CodePudding user response:
I've made up an example dataset because you didn't provide a reproducible example, and I'm using the {tidyverse} package and style of code.
I'm assuming you have multiple drippers, and each one has its own id
variable, and I'm also assuming each dripper gets measured once a day, so you can calculate the time it worked by subtracting the last date it worked from the first date.

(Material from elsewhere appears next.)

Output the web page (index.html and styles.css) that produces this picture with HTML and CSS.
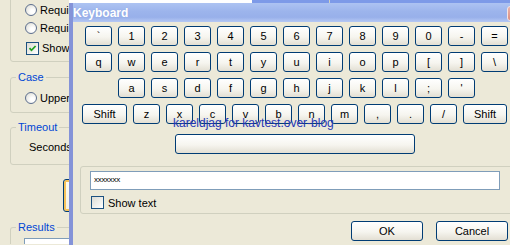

Essentially, you find the appearance of the first two consecutive days the dripper didn't work, discard all data from then on for that particular dripper, and compute the difference between the last and first dates the dripper worked:
library(tidyverse)
# dripper 'a' is the simple case, it works for 4 days and stops after;
# dripper 'b' works for 3 days, stops on day 4, and continues for another 2 after, then stops for good
drippers_example <- tibble(
id = rep(c("a","b"), each = 10),
date = seq.Date(from = as.Date("2022-08-18"), by = 1, length.out = 20),
working = c(rep(1,4),rep(0,6), c(1,1,1,0,1,1,0,0,0,0))
)
# here you compute when the drippers stopped working
drippers_processed <-
drippers_example %>%
group_by(id) %>% # process each dripper separately
mutate(
nonworking_consecutive_days =
# TRUE when current day is non-working and previous day was non-working also
working==0 & lag(as.integer(working), n = 1, default = 1)==0,
# set to TRUE after first consecutive non-working days
stopped_working = cumsum(nonworking_consecutive_days) > 0
) %>%
ungroup
dripper_summary <-
drippers_processed %>%
group_by(id) %>% # summarise each dripper separately
filter(!stopped_working) %>% # keep only entries before they stopped working
summarise(
# compute difference between the end date and the start date - that's how long it worked for
days_worked = as.numeric(max(date)-min(date), units = "days"),
.groups = "drop"
)
If you check dripper_summary
you should get the following, as expected from the example data:
> dripper_summary
# A tibble: 2 x 2
id days_worked
<chr> <dbl>
1 a 4
2 b 6